What is needed:
Give every entry again, unchanged, and leave its images out.

* * * *

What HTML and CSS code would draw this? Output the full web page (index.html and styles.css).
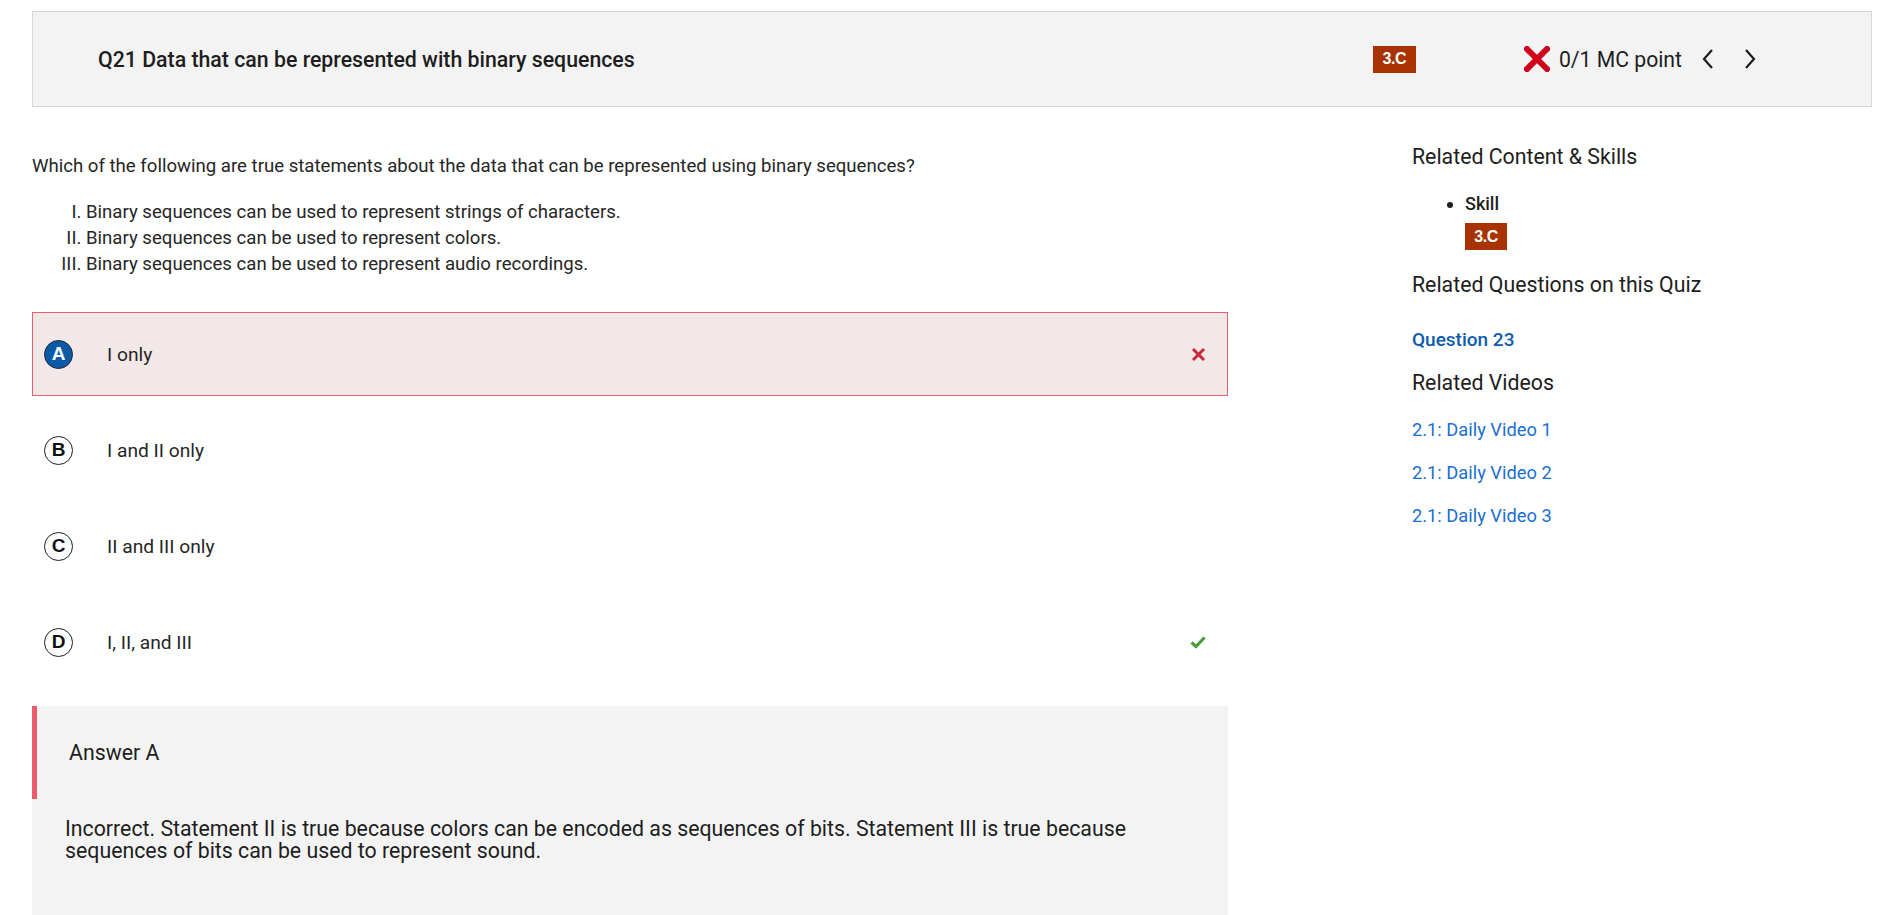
FILE: index.html
```html
<!DOCTYPE html>
<html lang="en">
<head>
<meta charset="utf-8">
<title>Q21 Data that can be represented with binary sequences</title>
<link rel="stylesheet" href="styles.css">
</head>
<body>
<div class="page">
  <header class="qhead">
    <h1 class="qtitle">Q21 Data that can be represented with binary sequences</h1>
    <span class="badge">3.C</span>
    <div class="score">
      <svg class="score-x" viewBox="0 0 26 26" width="26" height="26"><path d="M3 3 L23 23 M23 3 L3 23" stroke="#d0021b" stroke-width="6" stroke-linecap="square"/></svg>
      <span class="score-text">0/1 MC point</span>
      <button class="nav" aria-label="Previous"><svg viewBox="0 0 14 22" width="14" height="22"><path d="M11 2 L3 11 L11 20" fill="none" stroke="#1e1e1e" stroke-width="2.2"/></svg></button>
      <button class="nav" aria-label="Next"><svg viewBox="0 0 14 22" width="14" height="22"><path d="M3 2 L11 11 L3 20" fill="none" stroke="#1e1e1e" stroke-width="2.2"/></svg></button>
    </div>
  </header>

  <div class="layout">
    <main class="main">
      <p class="question">Which of the following are true statements about the data that can be represented using binary sequences?</p>
      <ol class="statements">
        <li>Binary sequences can be used to represent strings of characters.</li>
        <li>Binary sequences can be used to represent colors.</li>
        <li>Binary sequences can be used to represent audio recordings.</li>
      </ol>

      <div class="options">
        <div class="option option--wrong">
          <span class="letter letter--selected">A</span>
          <span class="opt-text">I only</span>
          <svg class="mark" viewBox="0 0 15 15" width="15" height="15"><path d="M2 2 L13 13 M13 2 L2 13" stroke="#c9283c" stroke-width="3"/></svg>
        </div>
        <div class="option">
          <span class="letter">B</span>
          <span class="opt-text">I and II only</span>
        </div>
        <div class="option">
          <span class="letter">C</span>
          <span class="opt-text">II and III only</span>
        </div>
        <div class="option">
          <span class="letter">D</span>
          <span class="opt-text">I, II, and III</span>
          <svg class="mark" viewBox="0 0 16 14" width="16" height="14"><path d="M1.5 7.5 L6 11.5 L14.5 2.5" fill="none" stroke="#4a9e3a" stroke-width="3.2"/></svg>
        </div>
      </div>

      <section class="answer">
        <div class="answer-head">Answer A</div>
        <p class="answer-body">Incorrect. Statement II is true because colors can be encoded as sequences of bits. Statement III is true because sequences of bits can be used to represent sound.</p>
      </section>
    </main>

    <aside class="side">
      <h2 class="side-h">Related Content &amp; Skills</h2>
      <ul class="skills">
        <li>
          <span class="skill-name">Skill</span>
          <span class="badge badge--side">3.C</span>
        </li>
      </ul>
      <h2 class="side-h side-h--q">Related Questions on this Quiz</h2>
      <a class="q-link" href="#">Question 23</a>
      <h2 class="side-h side-h--v">Related Videos</h2>
      <ul class="videos">
        <li><a href="#">2.1: Daily Video 1</a></li>
        <li><a href="#">2.1: Daily Video 2</a></li>
        <li><a href="#">2.1: Daily Video 3</a></li>
      </ul>
    </aside>
  </div>
</div>
</body>
</html>
```

FILE: styles.css
```css
* { box-sizing: border-box; }

html, body {
  margin: 0;
  padding: 0;
  background: #fff;
}

body {
  font-family: Roboto, "Liberation Sans", Arial, sans-serif;
  color: #1e1e1e;
  overflow: hidden;
}

.page {
  padding: 11px 8px 0 32px;
}

/* Header */
.qhead {
  display: flex;
  align-items: center;
  height: 96px;
  background: #f3f3f3;
  border: 1px solid #d6d6d6;
  padding: 0 114px 0 65px;
}

.qtitle {
  flex: 1;
  margin: 0;
  font-size: 21.3px;
  font-weight: 500;
  color: #1e1e1e;
}

.badge {
  display: inline-flex;
  align-items: center;
  justify-content: center;
  width: 43px;
  height: 27px;
  background: #a83200;
  color: #fff;
  font-family: "Liberation Sans", Arial, sans-serif;
  font-weight: 700;
  font-size: 16px;
  letter-spacing: -0.4px;
}

.score {
  display: flex;
  align-items: center;
  margin-left: 108px;
}

.score-x {
  display: block;
  margin-right: 9px;
}

.score-text {
  font-size: 21.2px;
  color: #1e1e1e;
}

.nav {
  border: 0;
  background: none;
  padding: 0;
  margin-left: 19px;
  width: 14px;
  height: 22px;
  display: flex;
}

.nav + .nav {
  margin-left: 28px;
}

/* Layout */
.layout {
  display: grid;
  grid-template-columns: 65% 25%;
  column-gap: 10%;
  margin-top: 36px;
}

.question {
  margin: 11px 0 0;
  font-size: 18.6px;
  line-height: 24px;
  color: #262626;
}

.statements {
  list-style: upper-roman;
  margin: 21px 0 0;
  padding-left: 54px;
  font-size: 18.6px;
  line-height: 26px;
  color: #262626;
}

.options {
  display: flex;
  flex-direction: column;
  gap: 12px;
  margin-top: 35px;
}

.option {
  display: flex;
  align-items: center;
  height: 84px;
  padding: 0 21px 0 11px;
  border: 1px solid transparent;
}

.option--wrong {
  background: #f3e8e8;
  border-color: #e8606e;
}

.letter {
  display: inline-flex;
  align-items: center;
  justify-content: center;
  width: 29px;
  height: 29px;
  border-radius: 50%;
  border: 1.5px solid #1e1e1e;
  background: #fff;
  font-family: "Liberation Sans", Arial, sans-serif;
  font-weight: 700;
  font-size: 19px;
  color: #111;
}

.letter--selected {
  background: #0b5aa8;
  color: #fff;
  border-color: #1e2a3a;
}

.opt-text {
  flex: 1;
  margin-left: 34px;
  font-size: 19.2px;
  color: #262626;
}

.mark {
  display: block;
}

.answer {
  margin-top: 22px;
  background: #f3f3f3;
  padding-bottom: 60px;
}

.answer-head {
  height: 93px;
  display: flex;
  align-items: center;
  border-left: 5px solid #ec5a6c;
  padding-left: 32px;
  font-size: 21.3px;
  color: #1e1e1e;
}

.answer-body {
  margin: 19px 0 0;
  padding: 0 40px 0 33px;
  font-size: 21.3px;
  line-height: 21.6px;
  color: #1e1e1e;
}

/* Sidebar */
.side-h {
  margin: 0;
  font-size: 21.3px;
  font-weight: 400;
  line-height: 28px;
  color: #1e1e1e;
}

.skills {
  margin: 21px 0 0;
  padding-left: 53px;
  font-size: 18px;
}

.skills li {
  line-height: 24px;
}

.skill-name {
  display: block;
  font-weight: 500;
}

.badge--side {
  margin-top: 7px;
  width: 42px;
}

.side-h--q {
  margin-top: 21px;
}

.q-link {
  display: block;
  margin-top: 29px;
  font-size: 19px;
  font-weight: 500;
  line-height: 24px;
  color: #0d5bad;
  text-decoration: none;
}

.side-h--v {
  margin-top: 17px;
}

.videos {
  list-style: none;
  margin: 21px 0 0;
  padding: 0;
  display: flex;
  flex-direction: column;
  gap: 19px;
}

.videos li {
  font-size: 18.3px;
  line-height: 24px;
}

.videos a {
  color: #1a6fd1;
  text-decoration: none;
}
```
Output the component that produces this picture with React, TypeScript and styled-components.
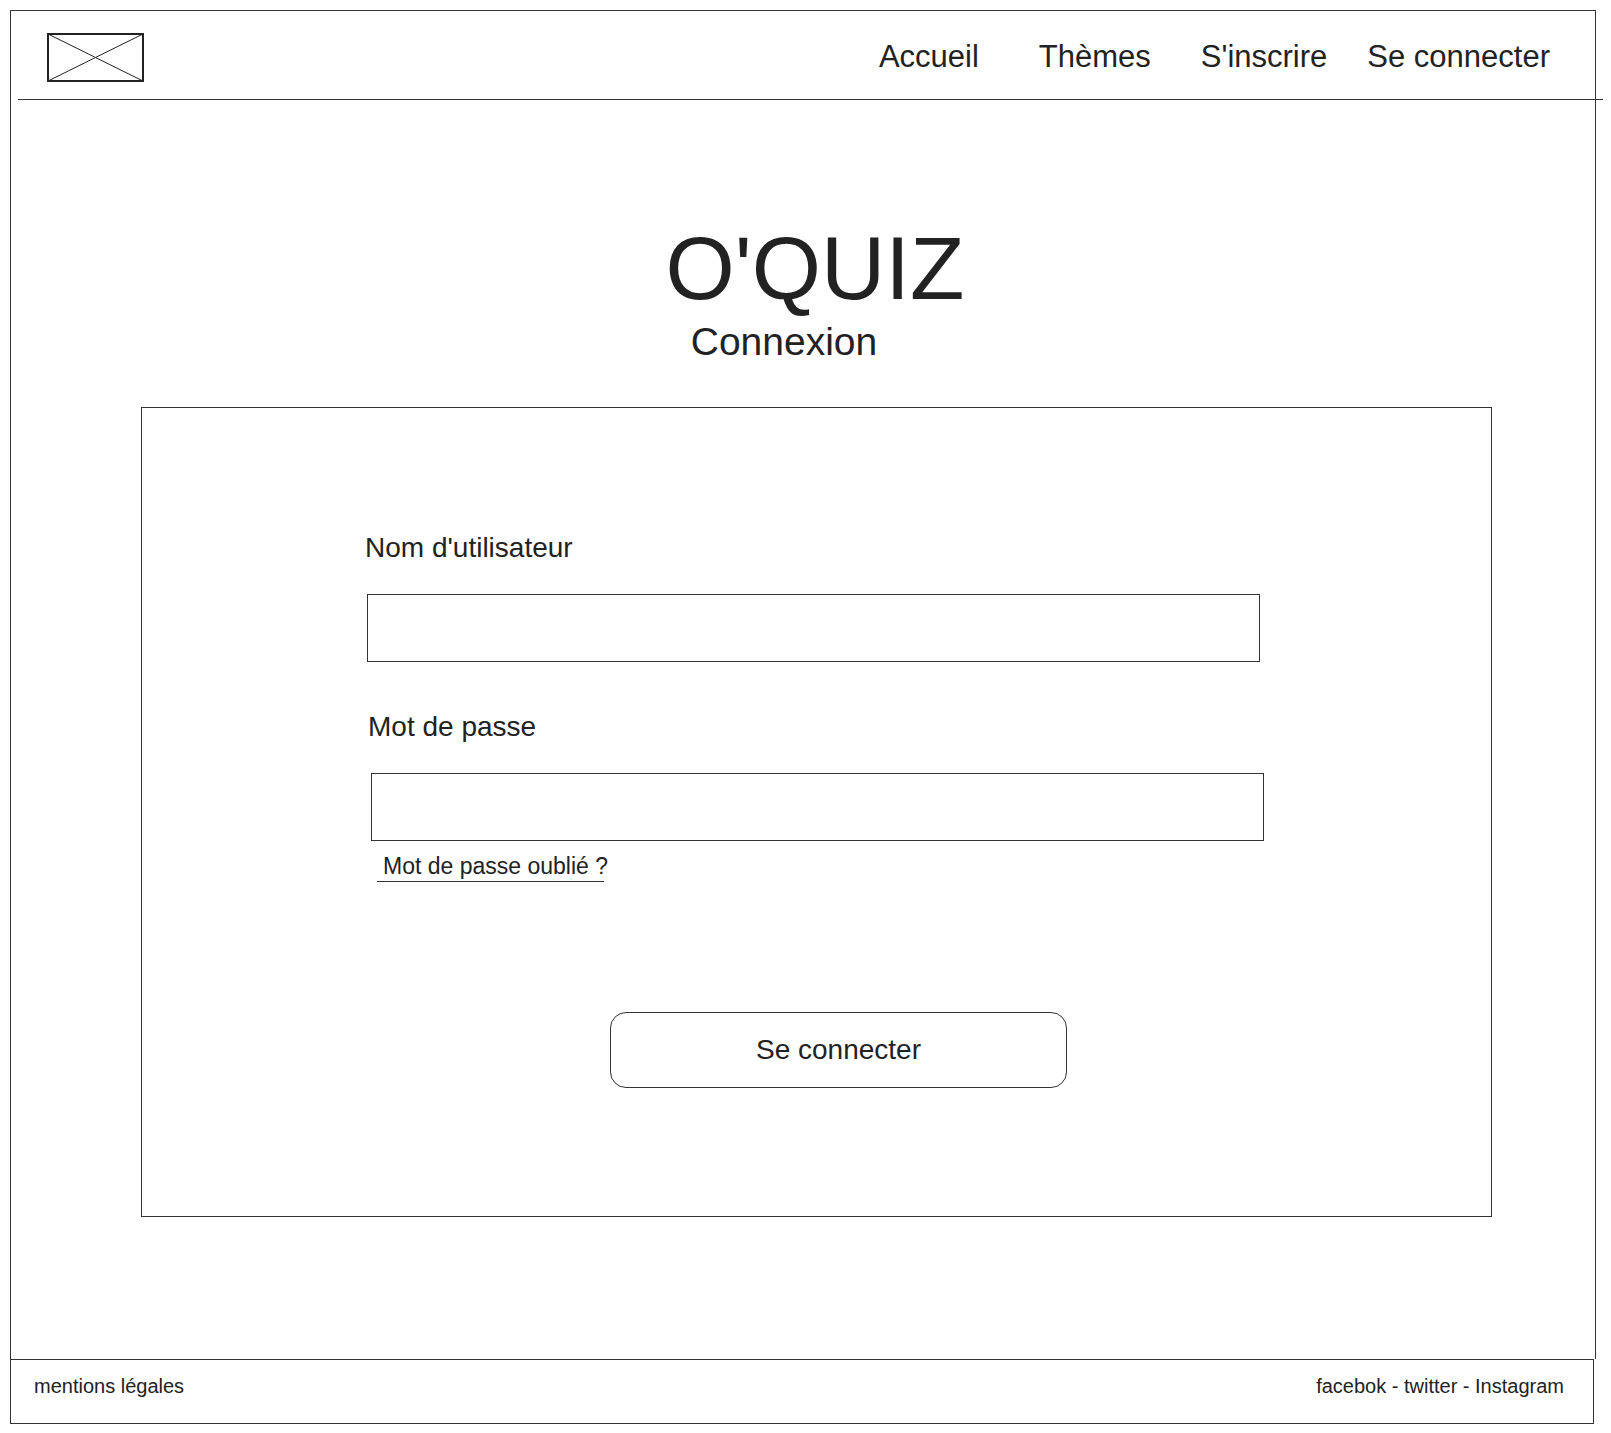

* * * *

Task output:
What HTML and CSS code would draw this? Output the full web page (index.html and styles.css).
FILE: index.html
```html
<!DOCTYPE html>
<html lang="en">
<head>
<meta charset="utf-8">
<title>Q21 Data that can be represented with binary sequences</title>
<link rel="stylesheet" href="styles.css">
</head>
<body>
<div class="page">
  <header class="qhead">
    <h1 class="qtitle">Q21 Data that can be represented with binary sequences</h1>
    <span class="badge">3.C</span>
    <div class="score">
      <svg class="score-x" viewBox="0 0 26 26" width="26" height="26"><path d="M3 3 L23 23 M23 3 L3 23" stroke="#d0021b" stroke-width="6" stroke-linecap="square"/></svg>
      <span class="score-text">0/1 MC point</span>
      <button class="nav" aria-label="Previous"><svg viewBox="0 0 14 22" width="14" height="22"><path d="M11 2 L3 11 L11 20" fill="none" stroke="#1e1e1e" stroke-width="2.2"/></svg></button>
      <button class="nav" aria-label="Next"><svg viewBox="0 0 14 22" width="14" height="22"><path d="M3 2 L11 11 L3 20" fill="none" stroke="#1e1e1e" stroke-width="2.2"/></svg></button>
    </div>
  </header>

  <div class="layout">
    <main class="main">
      <p class="question">Which of the following are true statements about the data that can be represented using binary sequences?</p>
      <ol class="statements">
        <li>Binary sequences can be used to represent strings of characters.</li>
        <li>Binary sequences can be used to represent colors.</li>
        <li>Binary sequences can be used to represent audio recordings.</li>
      </ol>

      <div class="options">
        <div class="option option--wrong">
          <span class="letter letter--selected">A</span>
          <span class="opt-text">I only</span>
          <svg class="mark" viewBox="0 0 15 15" width="15" height="15"><path d="M2 2 L13 13 M13 2 L2 13" stroke="#c9283c" stroke-width="3"/></svg>
        </div>
        <div class="option">
          <span class="letter">B</span>
          <span class="opt-text">I and II only</span>
        </div>
        <div class="option">
          <span class="letter">C</span>
          <span class="opt-text">II and III only</span>
        </div>
        <div class="option">
          <span class="letter">D</span>
          <span class="opt-text">I, II, and III</span>
          <svg class="mark" viewBox="0 0 16 14" width="16" height="14"><path d="M1.5 7.5 L6 11.5 L14.5 2.5" fill="none" stroke="#4a9e3a" stroke-width="3.2"/></svg>
        </div>
      </div>

      <section class="answer">
        <div class="answer-head">Answer A</div>
        <p class="answer-body">Incorrect. Statement II is true because colors can be encoded as sequences of bits. Statement III is true because sequences of bits can be used to represent sound.</p>
      </section>
    </main>

    <aside class="side">
      <h2 class="side-h">Related Content &amp; Skills</h2>
      <ul class="skills">
        <li>
          <span class="skill-name">Skill</span>
          <span class="badge badge--side">3.C</span>
        </li>
      </ul>
      <h2 class="side-h side-h--q">Related Questions on this Quiz</h2>
      <a class="q-link" href="#">Question 23</a>
      <h2 class="side-h side-h--v">Related Videos</h2>
      <ul class="videos">
        <li><a href="#">2.1: Daily Video 1</a></li>
        <li><a href="#">2.1: Daily Video 2</a></li>
        <li><a href="#">2.1: Daily Video 3</a></li>
      </ul>
    </aside>
  </div>
</div>
</body>
</html>
```

FILE: styles.css
```css
* { box-sizing: border-box; }

html, body {
  margin: 0;
  padding: 0;
  background: #fff;
}

body {
  font-family: Roboto, "Liberation Sans", Arial, sans-serif;
  color: #1e1e1e;
  overflow: hidden;
}

.page {
  padding: 11px 8px 0 32px;
}

/* Header */
.qhead {
  display: flex;
  align-items: center;
  height: 96px;
  background: #f3f3f3;
  border: 1px solid #d6d6d6;
  padding: 0 114px 0 65px;
}

.qtitle {
  flex: 1;
  margin: 0;
  font-size: 21.3px;
  font-weight: 500;
  color: #1e1e1e;
}

.badge {
  display: inline-flex;
  align-items: center;
  justify-content: center;
  width: 43px;
  height: 27px;
  background: #a83200;
  color: #fff;
  font-family: "Liberation Sans", Arial, sans-serif;
  font-weight: 700;
  font-size: 16px;
  letter-spacing: -0.4px;
}

.score {
  display: flex;
  align-items: center;
  margin-left: 108px;
}

.score-x {
  display: block;
  margin-right: 9px;
}

.score-text {
  font-size: 21.2px;
  color: #1e1e1e;
}

.nav {
  border: 0;
  background: none;
  padding: 0;
  margin-left: 19px;
  width: 14px;
  height: 22px;
  display: flex;
}

.nav + .nav {
  margin-left: 28px;
}

/* Layout */
.layout {
  display: grid;
  grid-template-columns: 65% 25%;
  column-gap: 10%;
  margin-top: 36px;
}

.question {
  margin: 11px 0 0;
  font-size: 18.6px;
  line-height: 24px;
  color: #262626;
}

.statements {
  list-style: upper-roman;
  margin: 21px 0 0;
  padding-left: 54px;
  font-size: 18.6px;
  line-height: 26px;
  color: #262626;
}

.options {
  display: flex;
  flex-direction: column;
  gap: 12px;
  margin-top: 35px;
}

.option {
  display: flex;
  align-items: center;
  height: 84px;
  padding: 0 21px 0 11px;
  border: 1px solid transparent;
}

.option--wrong {
  background: #f3e8e8;
  border-color: #e8606e;
}

.letter {
  display: inline-flex;
  align-items: center;
  justify-content: center;
  width: 29px;
  height: 29px;
  border-radius: 50%;
  border: 1.5px solid #1e1e1e;
  background: #fff;
  font-family: "Liberation Sans", Arial, sans-serif;
  font-weight: 700;
  font-size: 19px;
  color: #111;
}

.letter--selected {
  background: #0b5aa8;
  color: #fff;
  border-color: #1e2a3a;
}

.opt-text {
  flex: 1;
  margin-left: 34px;
  font-size: 19.2px;
  color: #262626;
}

.mark {
  display: block;
}

.answer {
  margin-top: 22px;
  background: #f3f3f3;
  padding-bottom: 60px;
}

.answer-head {
  height: 93px;
  display: flex;
  align-items: center;
  border-left: 5px solid #ec5a6c;
  padding-left: 32px;
  font-size: 21.3px;
  color: #1e1e1e;
}

.answer-body {
  margin: 19px 0 0;
  padding: 0 40px 0 33px;
  font-size: 21.3px;
  line-height: 21.6px;
  color: #1e1e1e;
}

/* Sidebar */
.side-h {
  margin: 0;
  font-size: 21.3px;
  font-weight: 400;
  line-height: 28px;
  color: #1e1e1e;
}

.skills {
  margin: 21px 0 0;
  padding-left: 53px;
  font-size: 18px;
}

.skills li {
  line-height: 24px;
}

.skill-name {
  display: block;
  font-weight: 500;
}

.badge--side {
  margin-top: 7px;
  width: 42px;
}

.side-h--q {
  margin-top: 21px;
}

.q-link {
  display: block;
  margin-top: 29px;
  font-size: 19px;
  font-weight: 500;
  line-height: 24px;
  color: #0d5bad;
  text-decoration: none;
}

.side-h--v {
  margin-top: 17px;
}

.videos {
  list-style: none;
  margin: 21px 0 0;
  padding: 0;
  display: flex;
  flex-direction: column;
  gap: 19px;
}

.videos li {
  font-size: 18.3px;
  line-height: 24px;
}

.videos a {
  color: #1a6fd1;
  text-decoration: none;
}
```
Output the component that produces this picture with React, TypeScript and styled-components.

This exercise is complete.